DO THIS ▸ Extract each line of the material that follows exactly and omit its pictures.

SOURCE DATA ▸
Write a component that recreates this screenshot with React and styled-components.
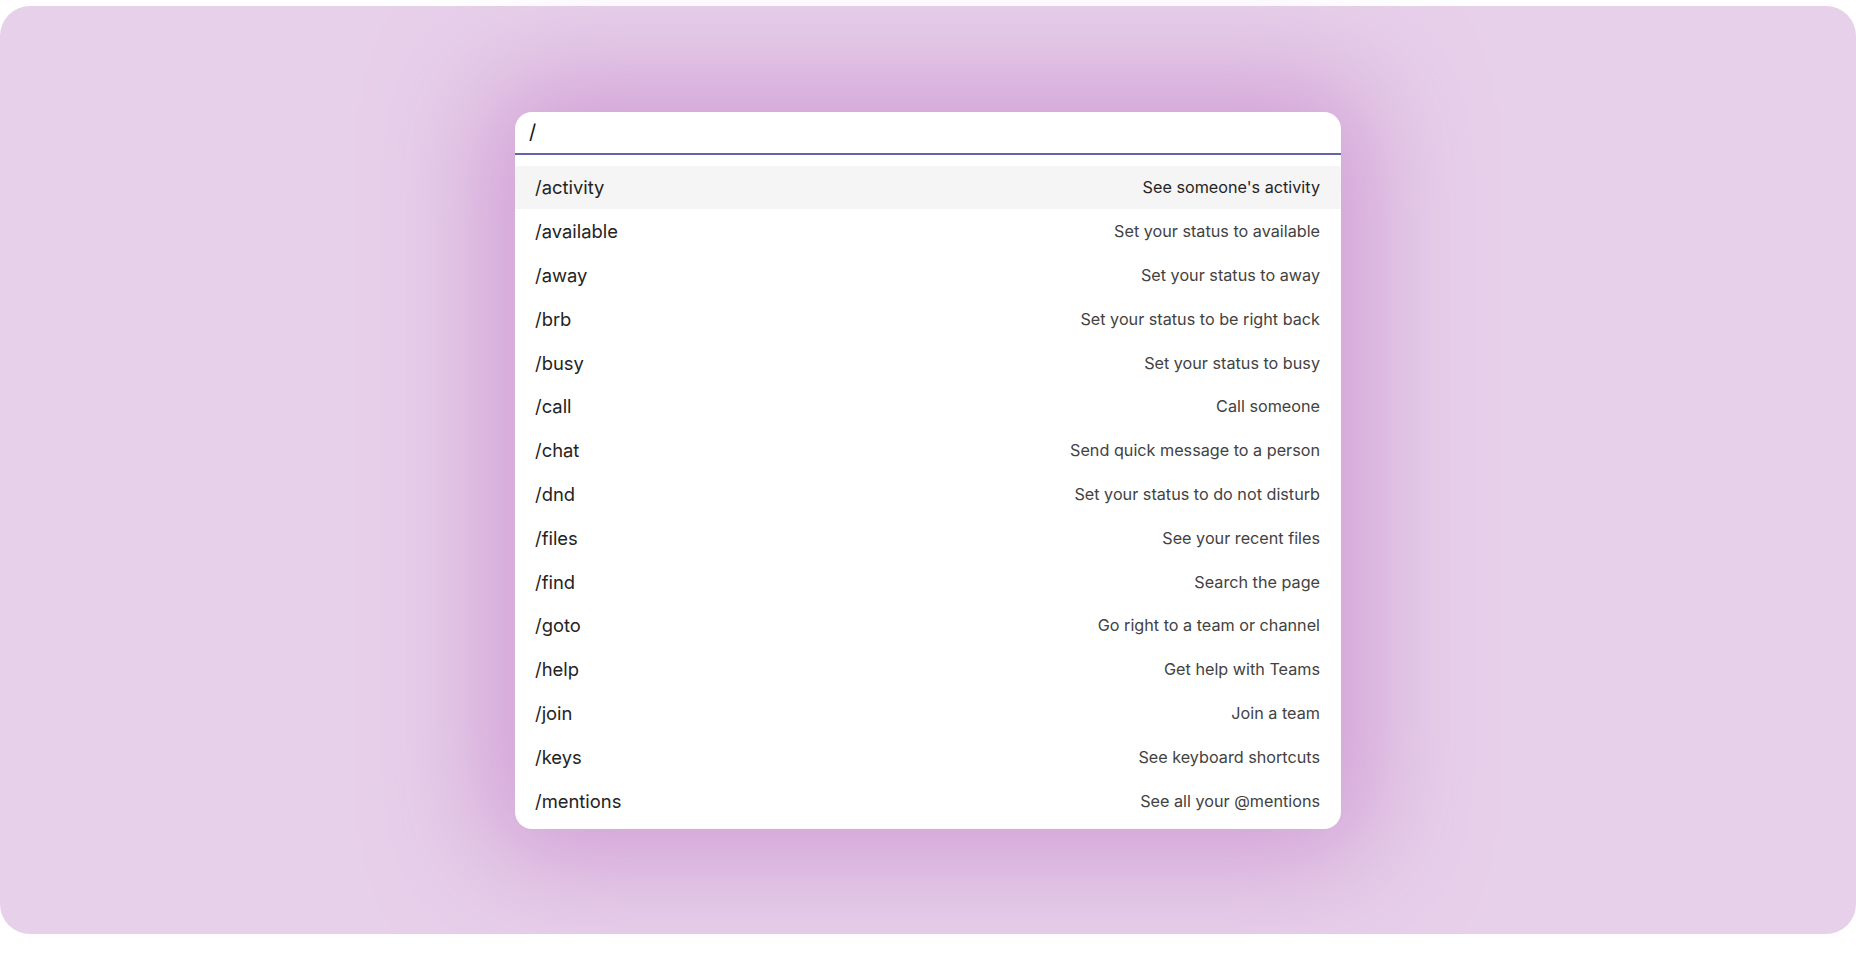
import React from 'react'
import styled, { createGlobalStyle } from 'styled-components'

const GlobalStyle = createGlobalStyle`
    html, body {
        margin: 0;
        padding: 0;
        background: #ffffff;
        font-family: Inter, "Noto Sans", sans-serif;
    }
`;

const Frame = styled.div`
    margin-top: 6px;
    height: 928px;
    border-radius: 30px;
    background: #e7d0ea;
    display: flex;
    align-items: center;
    justify-content: center;
`;

const Panel = styled.div`
    width: 826px;
    height: 717px;
    box-sizing: border-box;
    background: #ffffff;
    border-radius: 17px;
    overflow: hidden;
    display: flex;
    flex-direction: column;
    box-shadow: 0 0 110px 30px rgba(200, 140, 205, 0.75);
`;

const Input = styled.div`
    height: 41px;
    flex-shrink: 0;
    display: flex;
    align-items: center;
    padding: 0 14px;
    font-size: 20px;
    color: #111111;
    border-bottom: 2px solid #6264a7;
`;

const List = styled.div`
    display: flex;
    flex-direction: column;
    padding-top: 11px;
`;

const Row = styled.div`
    height: 43.8px;
    display: flex;
    align-items: center;
    justify-content: space-between;
    padding: 0 21px 0 20px;
    background: ${props => props.active ? '#f5f5f5' : 'transparent'};
`;

const Command = styled.span`
    font-size: 18.4px;
    color: #242424;
`;

const Hint = styled.span`
    font-size: 16.2px;
    color: ${props => props.active ? '#242424' : '#424242'};
`;

const commands = [
    ['/activity', "See someone's activity"],
    ['/available', 'Set your status to available'],
    ['/away', 'Set your status to away'],
    ['/brb', 'Set your status to be right back'],
    ['/busy', 'Set your status to busy'],
    ['/call', 'Call someone'],
    ['/chat', 'Send quick message to a person'],
    ['/dnd', 'Set your status to do not disturb'],
    ['/files', 'See your recent files'],
    ['/find', 'Search the page'],
    ['/goto', 'Go right to a team or channel'],
    ['/help', 'Get help with Teams'],
    ['/join', 'Join a team'],
    ['/keys', 'See keyboard shortcuts'],
    ['/mentions', 'See all your @mentions'],
];

export default function App() {
    return (
        <>
            <GlobalStyle />
            <Frame>
                <Panel>
                    <Input>/</Input>
                    <List>
                        {commands.map(([cmd, hint], i) => (
                            <Row key={cmd} active={i === 0}>
                                <Command>{cmd}</Command>
                                <Hint active={i === 0}>{hint}</Hint>
                            </Row>
                        ))}
                    </List>
                </Panel>
            </Frame>
        </>
    )
}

RIGHT ANSWER ▸
Write a component that recreates this screenshot with React and styled-components.
import React from 'react'
import styled, { createGlobalStyle } from 'styled-components'

const GlobalStyle = createGlobalStyle`
    html, body {
        margin: 0;
        padding: 0;
        background: #ffffff;
        font-family: Inter, "Noto Sans", sans-serif;
    }
`;

const Frame = styled.div`
    margin-top: 6px;
    height: 928px;
    border-radius: 30px;
    background: #e7d0ea;
    display: flex;
    align-items: center;
    justify-content: center;
`;

const Panel = styled.div`
    width: 826px;
    height: 717px;
    box-sizing: border-box;
    background: #ffffff;
    border-radius: 17px;
    overflow: hidden;
    display: flex;
    flex-direction: column;
    box-shadow: 0 0 110px 30px rgba(200, 140, 205, 0.75);
`;

const Input = styled.div`
    height: 41px;
    flex-shrink: 0;
    display: flex;
    align-items: center;
    padding: 0 14px;
    font-size: 20px;
    color: #111111;
    border-bottom: 2px solid #6264a7;
`;

const List = styled.div`
    display: flex;
    flex-direction: column;
    padding-top: 11px;
`;

const Row = styled.div`
    height: 43.8px;
    display: flex;
    align-items: center;
    justify-content: space-between;
    padding: 0 21px 0 20px;
    background: ${props => props.active ? '#f5f5f5' : 'transparent'};
`;

const Command = styled.span`
    font-size: 18.4px;
    color: #242424;
`;

const Hint = styled.span`
    font-size: 16.2px;
    color: ${props => props.active ? '#242424' : '#424242'};
`;

const commands = [
    ['/activity', "See someone's activity"],
    ['/available', 'Set your status to available'],
    ['/away', 'Set your status to away'],
    ['/brb', 'Set your status to be right back'],
    ['/busy', 'Set your status to busy'],
    ['/call', 'Call someone'],
    ['/chat', 'Send quick message to a person'],
    ['/dnd', 'Set your status to do not disturb'],
    ['/files', 'See your recent files'],
    ['/find', 'Search the page'],
    ['/goto', 'Go right to a team or channel'],
    ['/help', 'Get help with Teams'],
    ['/join', 'Join a team'],
    ['/keys', 'See keyboard shortcuts'],
    ['/mentions', 'See all your @mentions'],
];

export default function App() {
    return (
        <>
            <GlobalStyle />
            <Frame>
                <Panel>
                    <Input>/</Input>
                    <List>
                        {commands.map(([cmd, hint], i) => (
                            <Row key={cmd} active={i === 0}>
                                <Command>{cmd}</Command>
                                <Hint active={i === 0}>{hint}</Hint>
                            </Row>
                        ))}
                    </List>
                </Panel>
            </Frame>
        </>
    )
}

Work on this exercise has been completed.